## What the task requires
Write out the entire listing below exactly, with the pictures left out.

## The input
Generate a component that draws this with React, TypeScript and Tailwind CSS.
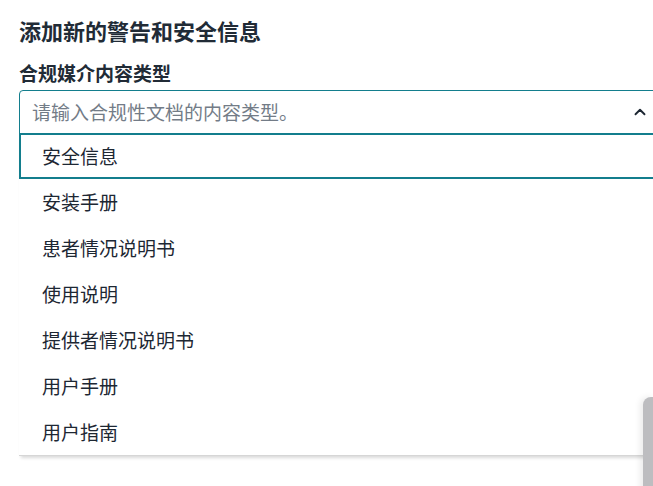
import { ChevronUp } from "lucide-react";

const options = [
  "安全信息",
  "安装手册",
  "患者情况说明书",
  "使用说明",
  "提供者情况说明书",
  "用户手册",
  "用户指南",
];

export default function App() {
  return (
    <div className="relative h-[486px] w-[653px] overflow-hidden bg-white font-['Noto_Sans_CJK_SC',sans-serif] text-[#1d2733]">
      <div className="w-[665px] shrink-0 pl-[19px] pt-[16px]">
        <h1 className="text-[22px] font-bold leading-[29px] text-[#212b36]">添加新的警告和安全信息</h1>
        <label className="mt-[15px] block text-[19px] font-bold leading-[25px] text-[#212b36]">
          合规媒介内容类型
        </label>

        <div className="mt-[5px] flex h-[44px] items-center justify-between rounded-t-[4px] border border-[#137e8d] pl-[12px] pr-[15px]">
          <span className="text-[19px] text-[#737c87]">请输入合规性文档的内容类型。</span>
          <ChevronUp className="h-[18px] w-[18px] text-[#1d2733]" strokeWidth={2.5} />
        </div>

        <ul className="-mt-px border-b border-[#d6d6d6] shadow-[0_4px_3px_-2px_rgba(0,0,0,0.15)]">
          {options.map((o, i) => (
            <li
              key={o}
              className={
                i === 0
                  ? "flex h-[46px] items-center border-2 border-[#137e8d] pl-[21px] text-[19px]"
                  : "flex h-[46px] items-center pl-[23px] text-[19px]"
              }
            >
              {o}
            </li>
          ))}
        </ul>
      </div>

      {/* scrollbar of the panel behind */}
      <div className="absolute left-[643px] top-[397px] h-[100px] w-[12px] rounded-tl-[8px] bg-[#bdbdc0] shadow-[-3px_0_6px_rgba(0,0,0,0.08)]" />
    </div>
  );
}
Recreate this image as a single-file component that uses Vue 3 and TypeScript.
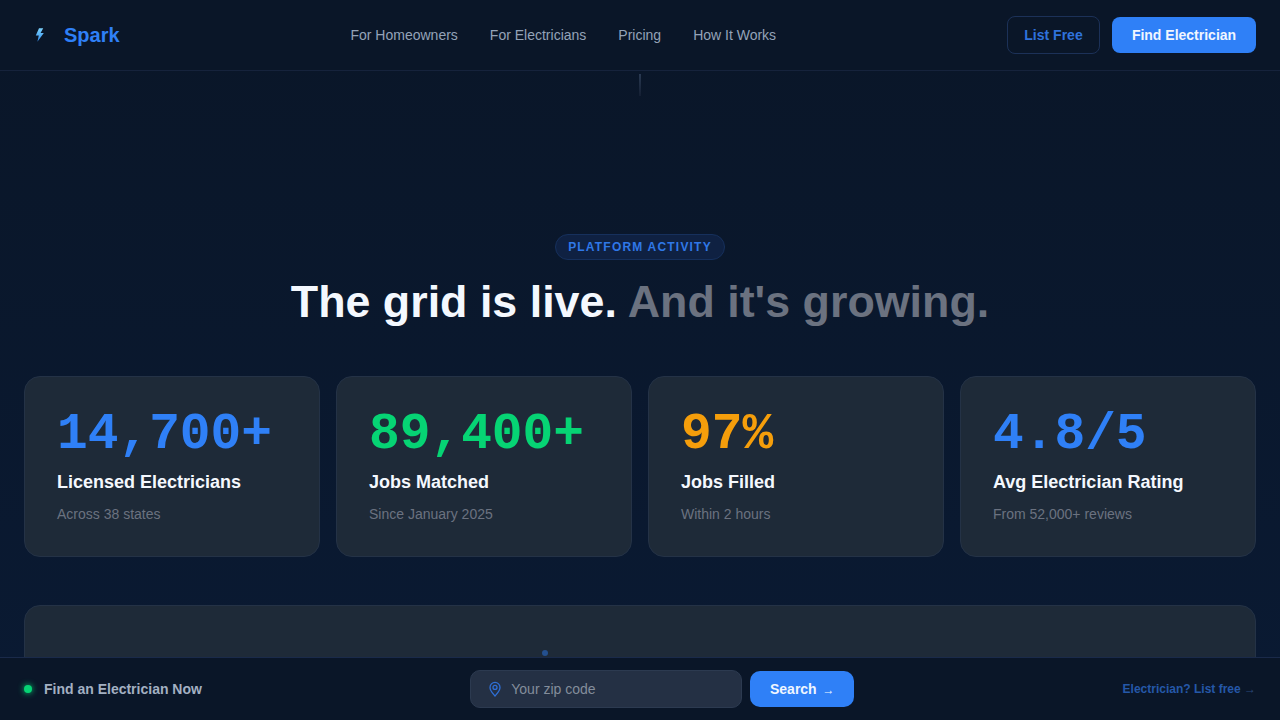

## Correct result
Generate a component that draws this with React, TypeScript and Tailwind CSS.
import { ChevronUp } from "lucide-react";

const options = [
  "安全信息",
  "安装手册",
  "患者情况说明书",
  "使用说明",
  "提供者情况说明书",
  "用户手册",
  "用户指南",
];

export default function App() {
  return (
    <div className="relative h-[486px] w-[653px] overflow-hidden bg-white font-['Noto_Sans_CJK_SC',sans-serif] text-[#1d2733]">
      <div className="w-[665px] shrink-0 pl-[19px] pt-[16px]">
        <h1 className="text-[22px] font-bold leading-[29px] text-[#212b36]">添加新的警告和安全信息</h1>
        <label className="mt-[15px] block text-[19px] font-bold leading-[25px] text-[#212b36]">
          合规媒介内容类型
        </label>

        <div className="mt-[5px] flex h-[44px] items-center justify-between rounded-t-[4px] border border-[#137e8d] pl-[12px] pr-[15px]">
          <span className="text-[19px] text-[#737c87]">请输入合规性文档的内容类型。</span>
          <ChevronUp className="h-[18px] w-[18px] text-[#1d2733]" strokeWidth={2.5} />
        </div>

        <ul className="-mt-px border-b border-[#d6d6d6] shadow-[0_4px_3px_-2px_rgba(0,0,0,0.15)]">
          {options.map((o, i) => (
            <li
              key={o}
              className={
                i === 0
                  ? "flex h-[46px] items-center border-2 border-[#137e8d] pl-[21px] text-[19px]"
                  : "flex h-[46px] items-center pl-[23px] text-[19px]"
              }
            >
              {o}
            </li>
          ))}
        </ul>
      </div>

      {/* scrollbar of the panel behind */}
      <div className="absolute left-[643px] top-[397px] h-[100px] w-[12px] rounded-tl-[8px] bg-[#bdbdc0] shadow-[-3px_0_6px_rgba(0,0,0,0.08)]" />
    </div>
  );
}
Recreate this image as a single-file component that uses Vue 3 and TypeScript.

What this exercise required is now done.